From the beginning, Belmont’s theatre and dance department’s rendition of William Shakespeare’s “Two Gentlemen of Verona” had the audience interested.
Even the set, which was simply three balconies with drapes surrounding a plaza with mosaic-looking flooring, helped draw the audience in. Because the play was in the Black Box Theatre, everything was more intimate – the actual stage was no more than a few feet from each audience member. The actors made eye contact with audience throughout the performance, and the interaction seemed more genuine than if it had been performed on a bigger stage.
The opening scene between Proteus, played by Ævar Jonsson, and Valentine, played by Craig Fairbanks, was the first example of the kind of chemistry the cast members had. Throughout the performance, the actors made the story flow together seamlessly.
Ashley Joye’s portrayal of Speed, Valentine’s quick-thinking servant, was incredibly entertaining.

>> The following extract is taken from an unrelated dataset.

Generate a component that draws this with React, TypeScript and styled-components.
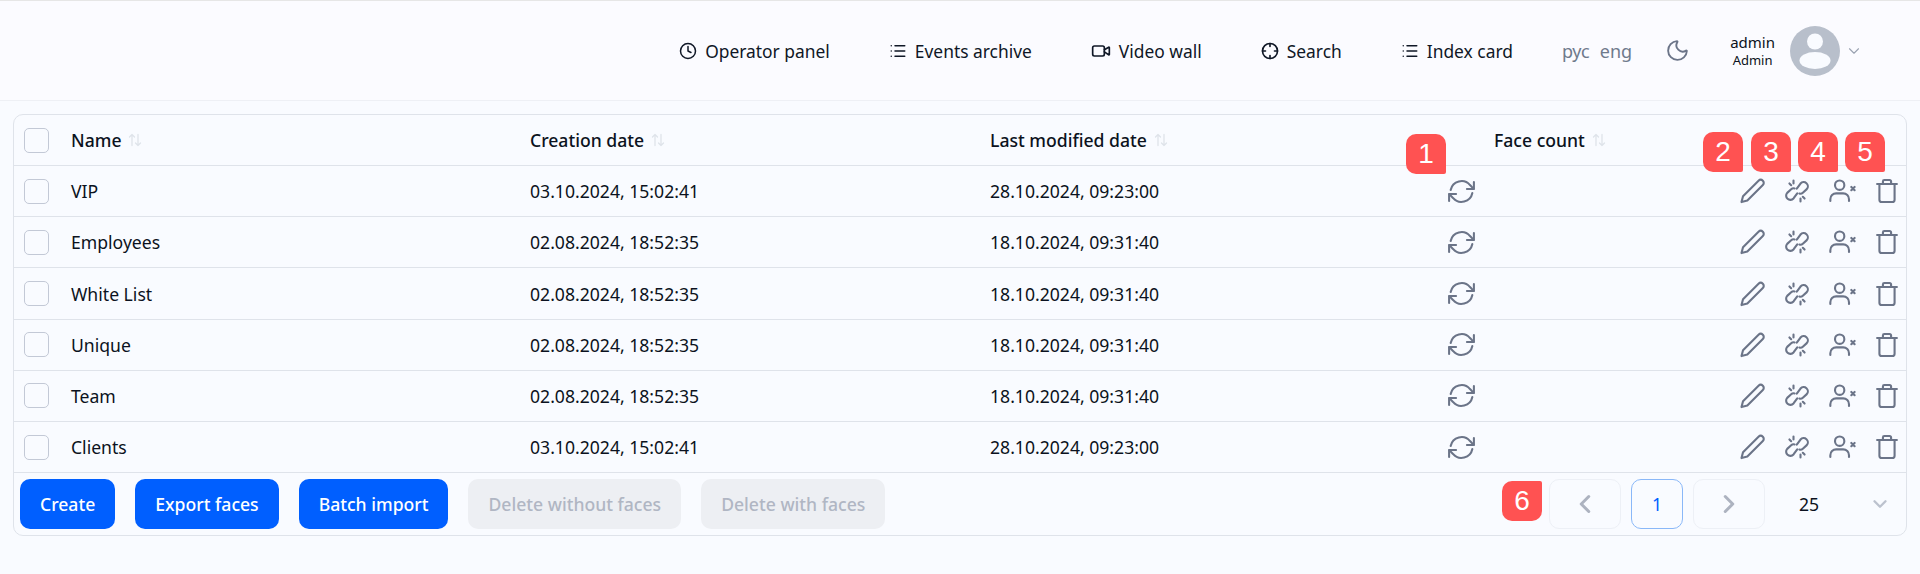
import React from "react"
import styled, { createGlobalStyle } from "styled-components"
import { ChevronDown, ChevronLeft, ChevronRight, Clock, List, Moon, Video } from "lucide-react"

const GlobalStyle = createGlobalStyle`
  html, body {
    margin: 0;
    padding: 0;
    background: #f9fbff;
    color: #0b1220;
    font-family: "Noto Sans", "Open Sans", sans-serif;
    font-size: 17.6px;
  }
`

const rows = [
  { name: "VIP", created: "03.10.2024, 15:02:41", modified: "28.10.2024, 09:23:00" },
  { name: "Employees", created: "02.08.2024, 18:52:35", modified: "18.10.2024, 09:31:40" },
  { name: "White List", created: "02.08.2024, 18:52:35", modified: "18.10.2024, 09:31:40" },
  { name: "Unique", created: "02.08.2024, 18:52:35", modified: "18.10.2024, 09:31:40" },
  { name: "Team", created: "02.08.2024, 18:52:35", modified: "18.10.2024, 09:31:40" },
  { name: "Clients", created: "03.10.2024, 15:02:41", modified: "28.10.2024, 09:23:00" },
]

const badges = [
  { label: "1", x: 1392, y: 19 },
  { label: "2", x: 1689, y: 17 },
  { label: "3", x: 1737, y: 17 },
  { label: "4", x: 1784, y: 17 },
  { label: "5", x: 1831, y: 17 },
  { label: "6", x: 1488, y: 366, top: true },
]

const SearchIcon = () => (
  <svg width="18" height="18" viewBox="0 0 24 24" fill="none" stroke="currentColor" strokeWidth="2.2" strokeLinecap="round">
    <circle cx="12" cy="12" r="10" />
    <path d="M12 2v4M12 18v4M2 12h4M18 12h4" />
  </svg>
)

const SyncIcon = () => (
  <svg width="31" height="31" viewBox="0 0 24 24" fill="none" stroke="currentColor" strokeWidth="1.6" strokeLinecap="round" strokeLinejoin="round">
    <path d="M3.6 10.8A8.6 8.6 0 0 1 18.6 7L21.4 10" />
    <path d="M21.6 4.6V10H16.2" />
    <path d="M20.4 13.2A8.6 8.6 0 0 1 5.4 17L2.6 14" />
    <path d="M2.4 19.4V14H7.8" />
  </svg>
)

const PenIcon = () => (
  <svg width="28" height="28" viewBox="0 0 24 24" fill="none" stroke="currentColor" strokeWidth="1.8" strokeLinecap="round" strokeLinejoin="round">
    <path d="M3 21.5l1.3-5L17.6 3.2a2.6 2.6 0 0 1 3.7 3.7L8 20.2z" />
  </svg>
)

const UnlinkIcon = () => (
  <svg width="28" height="28" viewBox="0 0 24 24" fill="none" stroke="currentColor" strokeWidth="1.8" strokeLinecap="round" strokeLinejoin="round">
    <path d="M11.8 10L15 5.6a3.6 3.6 0 0 1 5.4 4.8L17 13.5c-.9.8-1.9 1-3 .7" />
    <path d="M12.2 14L9 18.4a3.6 3.6 0 0 1-5.4-4.8L7 10.5c.9-.8 1.9-1 3-.7" />
    <path d="M9 3v2.5M5.5 5.5L7 7M15 21v-2.5M18.5 18.5L17 17" />
  </svg>
)

const UserRemoveIcon = () => (
  <svg width="28" height="28" viewBox="0 0 24 24" fill="none" stroke="currentColor" strokeWidth="1.8" strokeLinecap="round" strokeLinejoin="round">
    <circle cx="10" cy="7" r="4" />
    <path d="M2 20.5v-1.5A5 5 0 0 1 7 14h6a5 5 0 0 1 5 5v1.5" />
    <path d="M20 8.5l2.8 2.8M22.8 8.5L20 11.3" />
  </svg>
)

const TrashIcon = () => (
  <svg width="28" height="28" viewBox="0 0 24 24" fill="none" stroke="currentColor" strokeWidth="1.8" strokeLinecap="round" strokeLinejoin="round">
    <path d="M3.5 6h17" />
    <path d="M8.5 6V3.8a1.2 1.2 0 0 1 1.2-1.2h4.6a1.2 1.2 0 0 1 1.2 1.2V6" />
    <path d="M5.5 6v13.4A2 2 0 0 0 7.5 21.4h9a2 2 0 0 0 2-2V6" />
  </svg>
)

const SortIcon = () => (
  <SortMark width="14" height="14" viewBox="0 0 14 14" fill="none" stroke="currentColor" strokeWidth="1.3" strokeLinecap="round" strokeLinejoin="round">
    <path d="M4 12.5V1.5M1.5 4L4 1.5 6.5 4" />
    <path d="M10 1.5v11M7.5 10l2.5 2.5 2.5-2.5" />
  </SortMark>
)

const AvatarIcon = () => (
  <svg width="50" height="50" viewBox="0 0 50 50">
    <circle cx="25" cy="25" r="25" fill="#b8bfcb" />
    <circle cx="25" cy="15.5" r="8" fill="#f9fbff" />
    <ellipse cx="25" cy="34.5" rx="15.5" ry="8.5" fill="#f9fbff" />
  </svg>
)

export default function App() {
  return (
    <>
      <GlobalStyle />
      <Header>
        <NavItem><Clock size={18} strokeWidth={2} />Operator panel</NavItem>
        <NavItem><List size={18} strokeWidth={2} />Events archive</NavItem>
        <NavItem><Video size={20} strokeWidth={2} />Video wall</NavItem>
        <NavItem><SearchIcon />Search</NavItem>
        <NavItem><List size={18} strokeWidth={2} />Index card</NavItem>
        <Languages>
          <span>рус</span>
          <span>eng</span>
        </Languages>
        <ThemeToggle><Moon size={25} strokeWidth={1.8} /></ThemeToggle>
        <UserBlock>
          <UserNames>
            <UserLogin>admin</UserLogin>
            <UserRole>Admin</UserRole>
          </UserNames>
          <AvatarIcon />
          <ChevronDown size={18} strokeWidth={1.5} color="#9aa2b1" />
        </UserBlock>
      </Header>

      <Card>
        <Row>
          <Checkbox />
          <HeadCell>Name<SortIcon /></HeadCell>
          <HeadCell>Creation date<SortIcon /></HeadCell>
          <HeadCell>Last modified date<SortIcon /></HeadCell>
          <span />
          <HeadCell>Face count<SortIcon /></HeadCell>
        </Row>
        {rows.map((row) => (
          <Row key={row.name}>
            <Checkbox />
            <span>{row.name}</span>
            <span>{row.created}</span>
            <span>{row.modified}</span>
            <IconCell><SyncIcon /></IconCell>
            <Actions>
              <IconCell><PenIcon /></IconCell>
              <IconCell><UnlinkIcon /></IconCell>
              <IconCell><UserRemoveIcon /></IconCell>
              <IconCell><TrashIcon /></IconCell>
            </Actions>
          </Row>
        ))}
        <Footer>
          <Buttons>
            <Button>Create</Button>
            <Button>Export faces</Button>
            <Button>Batch import</Button>
            <Button disabled>Delete without faces</Button>
            <Button disabled>Delete with faces</Button>
          </Buttons>
          <Pager>
            <PagerArrow><ChevronLeft size={30} strokeWidth={2.4} /></PagerArrow>
            <PageNumber>1</PageNumber>
            <PagerArrow><ChevronRight size={30} strokeWidth={2.4} /></PagerArrow>
            <PageSize>
              <span>25</span>
              <ChevronDown size={22} strokeWidth={2.6} color="#bcc2ce" />
            </PageSize>
          </Pager>
        </Footer>
        {badges.map((b) => (
          <Badge key={b.label} $x={b.x} $y={b.y} $top={b.top}>{b.label}</Badge>
        ))}
      </Card>
    </>
  )
}

const Header = styled.header`
  display: flex;
  align-items: center;
  justify-content: flex-end;
  box-sizing: border-box;
  height: 101px;
  padding-right: 57px;
  background: #fbfbff;
  border-top: 1px solid #e6e6e6;
  border-bottom: 1px solid #eef0f5;
`

const NavItem = styled.a`
  display: flex;
  align-items: center;
  gap: 8px;
  margin-right: 59px;
  color: #0f1726;
  font-size: 17.4px;
  white-space: nowrap;

  &:nth-child(5) {
    margin-right: 49px;
  }
`

const Languages = styled.div`
  display: flex;
  gap: 10px;
  margin-right: 33px;
  color: #6f7a8c;
  font-size: 18px;
`

const ThemeToggle = styled.div`
  display: flex;
  margin-right: 40px;
  color: #6b7488;
`

const UserBlock = styled.div`
  display: flex;
  align-items: center;
  gap: 5px;
`

const UserNames = styled.div`
  display: flex;
  flex-direction: column;
  align-items: center;
  margin-right: 10px;
`

const UserLogin = styled.span`
  font-size: 15px;
  line-height: 20px;
`

const UserRole = styled.span`
  font-size: 13px;
  line-height: 17px;
`

const Card = styled.section`
  position: relative;
  box-sizing: border-box;
  width: 1894px;
  height: 422px;
  margin: 13px 0 0 13px;
  border: 1px solid #dfe3ea;
  border-radius: 10px;
`

const Row = styled.div`
  display: grid;
  grid-template-columns: 57px 459px 460px 459px 45px 1fr;
  align-items: center;
  box-sizing: border-box;
  height: 51.17px;
  border-bottom: 1px solid #dfe3ea;

  & > :nth-child(5) {
    justify-content: flex-start;
    margin-left: -3px;
  }
`

const Checkbox = styled.span`
  display: block;
  box-sizing: border-box;
  width: 25px;
  height: 25px;
  margin-left: 10px;
  border: 1px solid #c3c9d6;
  border-radius: 5px;
`

const HeadCell = styled.span`
  display: flex;
  align-items: center;
  gap: 7px;
  font-weight: 500;
`

const SortMark = styled.svg`
  color: #dfe3ea;
`

const IconCell = styled.span`
  display: flex;
  align-items: center;
  justify-content: center;
  color: #6b7488;
`

const Actions = styled.div`
  display: flex;
  justify-content: flex-end;
  gap: 17px;
  padding-right: 5px;
`

const Footer = styled.div`
  display: flex;
  align-items: flex-start;
  justify-content: space-between;
  padding: 6px 0 0 6px;
`

const Buttons = styled.div`
  display: flex;
  gap: 20px;
`

const Button = styled.button`
  height: 50px;
  padding: 0 20px;
  border: none;
  border-radius: 10px;
  background: ${(p) => (p.disabled ? "#edeff3" : "#005fff")};
  color: ${(p) => (p.disabled ? "#b0b6c3" : "#ffffff")};
  font-family: inherit;
  font-size: 17.6px;
  font-weight: 500;
`

const Pager = styled.div`
  display: flex;
  align-items: center;
  gap: 10px;
`

const PagerArrow = styled.span`
  display: flex;
  align-items: center;
  justify-content: center;
  box-sizing: border-box;
  width: 72px;
  height: 50px;
  border: 1px solid #edf0f6;
  border-radius: 10px;
  color: #adb3c0;
`

const PageNumber = styled.span`
  display: flex;
  align-items: center;
  justify-content: center;
  box-sizing: border-box;
  width: 52px;
  height: 50px;
  border: 1px solid #8ab8f8;
  border-radius: 10px;
  color: #005fff;
`

const PageSize = styled.div`
  display: flex;
  align-items: center;
  justify-content: space-between;
  box-sizing: border-box;
  width: 131px;
  padding: 0 15px 0 24px;
`

const Badge = styled.span<{ $x: number; $y: number; $top?: boolean }>`
  position: absolute;
  left: ${(p) => p.$x}px;
  top: ${(p) => p.$y}px;
  display: flex;
  align-items: center;
  justify-content: center;
  width: 40px;
  height: 40px;
  border-radius: ${(p) => (p.$top ? "10px 2px 10px 10px" : "10px 10px 2px 10px")};
  background: #ff5252;
  color: #ffffff;
  font-family: "Liberation Sans", Arial, sans-serif;
  font-size: 28px;
`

With the well-written and witty dialogue combined with Joye’s acting skills, Speed’s personality shone through and kept the audience laughing.
Another cast member, a rather unconventional one, also commanded the audience’s attention whenever he was onstage: Aspen the dog, playing Crab.
Because having a dog onset had the potential to be unpredictable, the actors prepared for anything. Any actions of Aspen’s, such as barking, were handled beautifully by the cast and at no time did the actors break character.
The characters of Julia and Silvia, played by Johnna McCarthy and Madeline Marconi respectively, were also portrayed exceptionally well.
In fact, all of the actors, human or not, were fantastic and made the story easy to follow even with the sometimes-confusing language that comes with any Shakespeare piece.
Conflict, lies and love ran rampant throughout the play as the story unfolded and revealed more deception between Proteus and Valentine in particular. The actors were able to convey the emotions of each character believably and with ease.
Because the original piece contained some controversial actions, this performance of “Two Gentlemen of Verona” skirted around the issues by avoiding outright performing them and only implying them. However, the decision to do this and the method of doing this didn’t take anything away from the performance in terms of fluidity and overall cohesiveness.
From beginning to end, the crowd was captivated by the performance, continuously giving compliments on the way out of the theater.